President Donald Trump had repeatedly threatened to sue the BBC over documentary edits to his Jan. 6 speech.
The BBC has said it will defend itself against a $10 billion lawsuit filed by President Donald Trump on Monday, which alleges the British public broadcaster defamed him in a documentary before last year’s presidential election by deceptively editing parts of his Jan. 6, 2021, speech.
In a brief statement, the BBC said it would fight the lawsuit, raising the possibility of a legal battle over whether the edit of the speech caused harm to the president’s reputation.

“As we have made clear previously, we will be defending this case.

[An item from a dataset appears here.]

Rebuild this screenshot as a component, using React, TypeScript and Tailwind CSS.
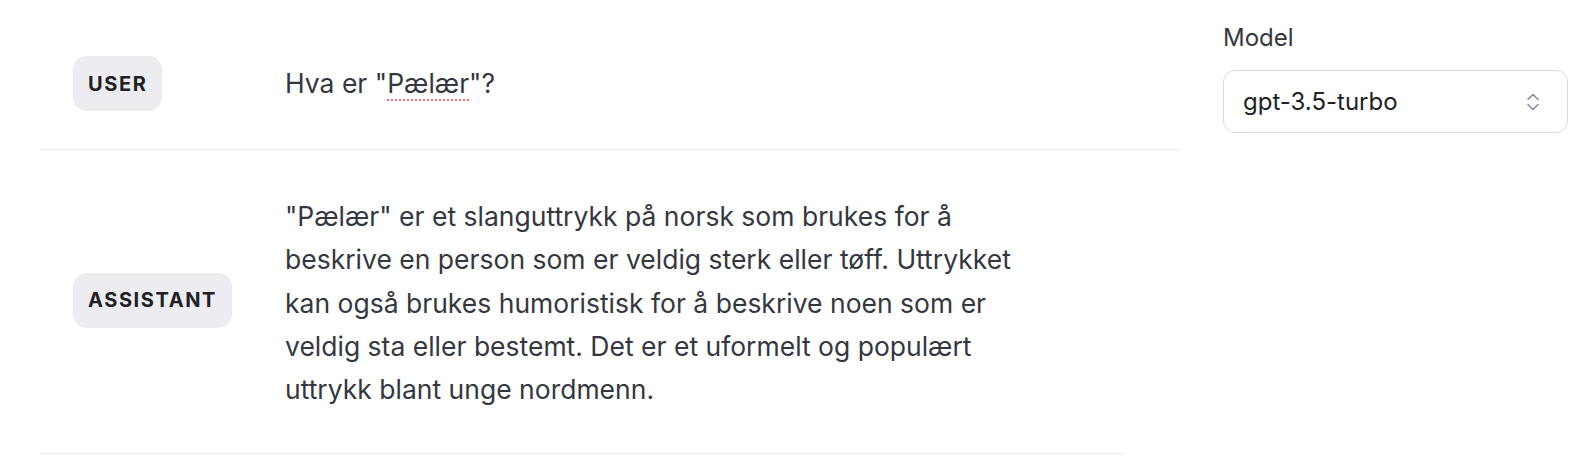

We are not going to make further comment on ongoing legal proceedings,” a BBC spokesperson said, according to the Reuters news agency.
In a 33-page complaint, Trump’s attorneys asked a federal court in Miami for a jury trial and alleged a BBC documentary that aired a week before the 2024 presidential election was “a brazen attempt to interfere in and influence the Election’s outcome to President Trump’s detriment.”
The BBC, BBC Studios Distribution Ltd. and BBC Studios Productions Ltd. — co-producers of the “Trump: A Second Chance” documentary — are named as defendants.
Trump’s attorneys alleged that the BBC purposely spliced together parts of his speech to supporters at the Ellipse in Washington, including a section early on in the speech when he urged them to walk to the Capitol and a section nearly 55 minutes later when he told them to “fight like hell.”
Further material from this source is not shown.